1st Jan 2015 Dating & Relationships

How to be a great listener

When you are communicating, you spend nearly 60% of your time listening to other people, but most people only retain 25% of what they hear. So how can you listen more and become the person people want to talk to?

Be more present

Do you find yourself looking at your phone or following a TV show during a conversation with a family member or a friend? These little distractions can have much bigger consequences than you might think and you should try to limit them completely.

When you are listening to someone, put everything else aside and give your full attention to the person. Make sure you keep eye contact to the person at all times and don’t turn your back to the person. You might think you are listening, even if you aren’t looking at the person, but the chances are your attention is more divided.

Empathise with the person

When you are listening to another person, try to think what they might be feeling or going through at that very moment. Empathy towards other people can be improved by imagining yourself in different situations, as well as by learning more about people and different cultures.

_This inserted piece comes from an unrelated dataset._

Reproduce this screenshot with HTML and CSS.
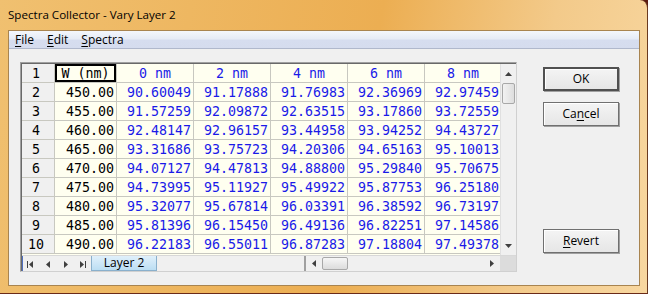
FILE: index.html
```html
<!DOCTYPE html>
<html>
<head>
<meta charset="utf-8">
<link rel="stylesheet" href="styles.css">
</head>
<body>
<div class="window">
  <div class="titlebar">Spectra Collector - Vary Layer 2</div>
  <div class="client">
    <div class="menubar">
      <span class="menu"><u>F</u>ile</span>
      <span class="menu"><u>E</u>dit</span>
      <span class="menu"><u>S</u>pectra</span>
    </div>
    <div class="content">
      <div class="sheet">
        <div class="sheet-main">
          <div class="cells">
            <div class="rh">1</div><div class="c hdr wcol">W (nm)</div><div class="c hdr">0 nm</div><div class="c hdr">2 nm</div><div class="c hdr">4 nm</div><div class="c hdr">6 nm</div><div class="c hdr">8 nm</div>
            <div class="rh">2</div><div class="c w">450.00</div><div class="c v">90.60049</div><div class="c v">91.17888</div><div class="c v">91.76983</div><div class="c v">92.36969</div><div class="c v">92.97459</div>
            <div class="rh">3</div><div class="c w">455.00</div><div class="c v">91.57259</div><div class="c v">92.09872</div><div class="c v">92.63515</div><div class="c v">93.17860</div><div class="c v">93.72559</div>
            <div class="rh">4</div><div class="c w">460.00</div><div class="c v">92.48147</div><div class="c v">92.96157</div><div class="c v">93.44958</div><div class="c v">93.94252</div><div class="c v">94.43727</div>
            <div class="rh">5</div><div class="c w">465.00</div><div class="c v">93.31686</div><div class="c v">93.75723</div><div class="c v">94.20306</div><div class="c v">94.65163</div><div class="c v">95.10013</div>
            <div class="rh">6</div><div class="c w">470.00</div><div class="c v">94.07127</div><div class="c v">94.47813</div><div class="c v">94.88800</div><div class="c v">95.29840</div><div class="c v">95.70675</div>
            <div class="rh">7</div><div class="c w">475.00</div><div class="c v">94.73995</div><div class="c v">95.11927</div><div class="c v">95.49922</div><div class="c v">95.87753</div><div class="c v">96.25180</div>
            <div class="rh">8</div><div class="c w">480.00</div><div class="c v">95.32077</div><div class="c v">95.67814</div><div class="c v">96.03391</div><div class="c v">96.38592</div><div class="c v">96.73197</div>
            <div class="rh">9</div><div class="c w">485.00</div><div class="c v">95.81396</div><div class="c v">96.15450</div><div class="c v">96.49136</div><div class="c v">96.82251</div><div class="c v">97.14586</div>
            <div class="rh">10</div><div class="c w">490.00</div><div class="c v">96.22183</div><div class="c v">96.55011</div><div class="c v">96.87283</div><div class="c v">97.18804</div><div class="c v">97.49378</div>
          </div>
          <div class="vscroll">
            <div class="arrow"><svg width="7" height="4" viewBox="0 0 7 4"><path d="M0 4 L3.5 0 L7 4 Z" fill="#404040"/></svg></div>
            <div class="vthumb"></div>
            <div class="vtrack"></div>
            <div class="arrow"><svg width="7" height="4" viewBox="0 0 7 4"><path d="M0 0 L3.5 4 L7 0 Z" fill="#404040"/></svg></div>
          </div>
        </div>
        <div class="sheet-bottom">
          <div class="nav">
            <svg width="68" height="16" viewBox="0 0 68 16">
              <rect x="4" y="5" width="1" height="7" fill="#404040"/>
              <path d="M10 5 L6 8.5 L10 12 Z" fill="#404040"/>
              <path d="M27 5 L23 8.5 L27 12 Z" fill="#404040"/>
              <path d="M41 5 L45 8.5 L41 12 Z" fill="#404040"/>
              <path d="M57 5 L61 8.5 L57 12 Z" fill="#404040"/>
              <rect x="62" y="5" width="1" height="7" fill="#404040"/>
            </svg>
          </div>
          <div class="tab">Layer 2</div>
          <div class="tabspace"></div>
          <div class="hscroll">
            <div class="harrow"><svg width="4" height="7" viewBox="0 0 4 7"><path d="M4 0 L0 3.5 L4 7 Z" fill="#404040"/></svg></div>
            <div class="hthumb"></div>
            <div class="htrack"></div>
            <div class="harrow"><svg width="4" height="7" viewBox="0 0 4 7"><path d="M0 0 L4 3.5 L0 7 Z" fill="#404040"/></svg></div>
          </div>
          <div class="corner"></div>
        </div>
      </div>
      <div class="buttons">
        <div class="btn default">OK</div>
        <div class="btn">Ca<u>n</u>cel</div>
        <div class="spacer"></div>
        <div class="btn"><u>R</u>evert</div>
      </div>
    </div>
  </div>
</div>
</body>
</html>
```
FILE: styles.css
```css
* { box-sizing: border-box; }
html, body { margin: 0; padding: 0; }
body { width: 648px; height: 294px; overflow: hidden; background: #5a1a10; }

.window {
  width: 648px;
  height: 294px;
  background: linear-gradient(100deg, #f0c070 0%, #ecae52 55%, #f3ca8a 80%, #f8d7a0 100%);
  border-radius: 0 8px 0 0;
  border-right: 1px solid #6a3a20;
  border-bottom: 1px solid #6a2a18;
  padding: 0 7px 7px 8px;
  display: flex;
  flex-direction: column;
  font-family: "Open Sans", "Noto Sans", sans-serif;
}
.titlebar {
  height: 30px;
  font-size: 11.6px;
  line-height: 30px;
  color: #000;
  padding-left: 0;
}
.client {
  flex: 1;
  background: #f0f0f0;
  border: 1px solid #a88450;
  display: flex;
  flex-direction: column;
}
.menubar {
  height: 18px;
  background: linear-gradient(#f4f7fc 0%, #e6ebf6 45%, #d6ddef 55%, #d5dcee 100%);
  border-bottom: 1px solid #b0b8cc;
  display: flex;
  align-items: center;
  padding-left: 6px;
  font-size: 12px;
  font-family: "Open Sans", "Noto Sans", sans-serif;
}
.menu { margin-right: 13px; line-height: 16px; }
.menu u { text-decoration-thickness: 1px; text-underline-offset: 2px; }

.content {
  display: flex;
  padding: 13px 0 0 11px;
}

.sheet {
  width: 497px;
  height: 210px;
  border-top: 1px solid #a0a0a0;
  border-left: 1px solid #a0a0a0;
  border-right: 1px solid #d0d0d0;
  border-bottom: 1px solid #d0d0d0;
  background: #f0f0f0;
  box-shadow: inset 1px 1px 0 #696969;
  padding: 1px 0 0 1px;
  display: flex;
  flex-direction: column;
}
.sheet-main { display: flex; height: 192px; }
.cells {
  display: grid;
  grid-template-columns: 33px 62px 77px 77px 77px 77px 77px;
  grid-auto-rows: 19px;
  width: 480px;
  overflow: hidden;
  font-family: "DejaVu Sans Mono", "Liberation Mono", monospace;
  font-size: 13.3px;
  background: #fffff0;
}
.cells > div {
  border-right: 1px solid #c8c8c0;
  border-bottom: 1px solid #c8c8c0;
  line-height: 18px;
  white-space: nowrap;
  overflow: hidden;
}
.rh {
  background: #f0f0f0;
  color: #000;
  text-align: center;
  padding-right: 4px;
  padding-top: 1px;
}
.c { background: #fffff0; text-align: right; padding-right: 2px; padding-top: 1px; }
.hdr { text-align: center; color: #1a1ae8; padding-right: 0; }
.wcol.hdr { color: #000; box-shadow: inset 0 0 0 2px #000; }
.w { color: #000; }
.v { color: #1a1ae8; }

.vscroll {
  width: 16px;
  display: flex;
  flex-direction: column;
  background: #f0f0f0;
  border-left: 1px solid #e0e0e0;
}
.arrow { height: 19px; display: flex; align-items: center; justify-content: center; }
.vthumb {
  height: 21px;
  margin: 0 1px;
  border: 1px solid #a8a8a8;
  border-radius: 2px;
  background: linear-gradient(90deg, #f2f2f2, #dedede);
}
.vtrack { flex: 1; }

.sheet-bottom {
  display: flex;
  height: 16px;
  border-top: 1px solid #d8d8d8;
  background: #f0f0f0;
}
.nav {
  width: 69px;
  border-left: 1px solid #5070c0;
  display: flex;
  align-items: center;
}
.tab {
  width: 66px;
  font-size: 12px;
  line-height: 14px;
  text-align: center;
  background: linear-gradient(#e0f0fb, #bcdef3);
  border: 1px solid #8ab0cc;
  border-top: none;
  color: #000;
}
.tabspace { width: 149px; border-right: 2px solid #a0a0a0; }
.hscroll { flex: 1; display: flex; align-items: stretch; }
.harrow { width: 16px; display: flex; align-items: center; justify-content: center; }
.hthumb {
  width: 26px;
  margin: 1px 0;
  border: 1px solid #a8a8a8;
  border-radius: 2px;
  background: linear-gradient(#f6f6f6, #dcdcdc);
}
.htrack { flex: 1; }
.corner { width: 16px; background: #dcdcdc; }

.buttons {
  display: flex;
  flex-direction: column;
  margin-left: 26px;
  padding-top: 5px;
}
.btn {
  width: 76px;
  height: 24px;
  border: 1px solid #707070;
  border-radius: 0;
  background: linear-gradient(#f4f4f4, #e6e6e6);
  box-shadow: inset 1px 1px 0 #ffffff, 1px 1px 0 #a0a0a0;
  font-family: "Open Sans", "Noto Sans", sans-serif;
  font-size: 12px;
  line-height: 22px;
  text-align: center;
  color: #000;
  margin-bottom: 11px;
}
.btn.default { border: 2px solid #505050; line-height: 20px; }
.btn u { text-underline-offset: 2px; }
.spacer { height: 92px; }
```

Don’t start listening to someone with a preconceived idea of what the person should do or say. Before you give your own opinion, try to look at the situation from the person’s angle and see what you can learn from the discussion.

Ask more questions

Being a good listener doesn’t just mean that you sit quietly and let the other person speak, you also need to ask meaningful questions. The more interested you are in what the person is saying, the better the conversation will be.

Try find an answer to questions “why” and “what”. Don’t be afraid to ask for a clarification because misunderstandings can harm the conversation. The key is to allow questions to take the conversation forward and to leave enough room for the person to continue talking – you don’t want to hurry or pressure the person into saying anything.

Train your emotional intelligence

The way you are able to manage your own emotions, your emotional intelligence, influences your ability to listen to other people and the good news is that you can train it. Learn to understand your own emotions, both the negative and positive feelings and be aware of your reactions when you are listening to someone.

Emotional intelligence is especially important when you are listening to a critique. You can’t let your emotions rule too much and even when you get emotional, you need to understand why you are feeling the way you are.

Make note of the conversation

When you are finished with the discussion, don’t move immediately on to the next thing. Make an internal note of the conversation, perhaps even list the key points as you are developing your listening skills. You want to think about the key message of the discussion, analyse what you and the other person got out of the discussion and how you can perhaps return to the points later.

This not only helps you remember the discussion longer, giving you more empathy and compassion, but it also can teach you a lot about yourself and help you further improve your listening as well as communication skills as a whole.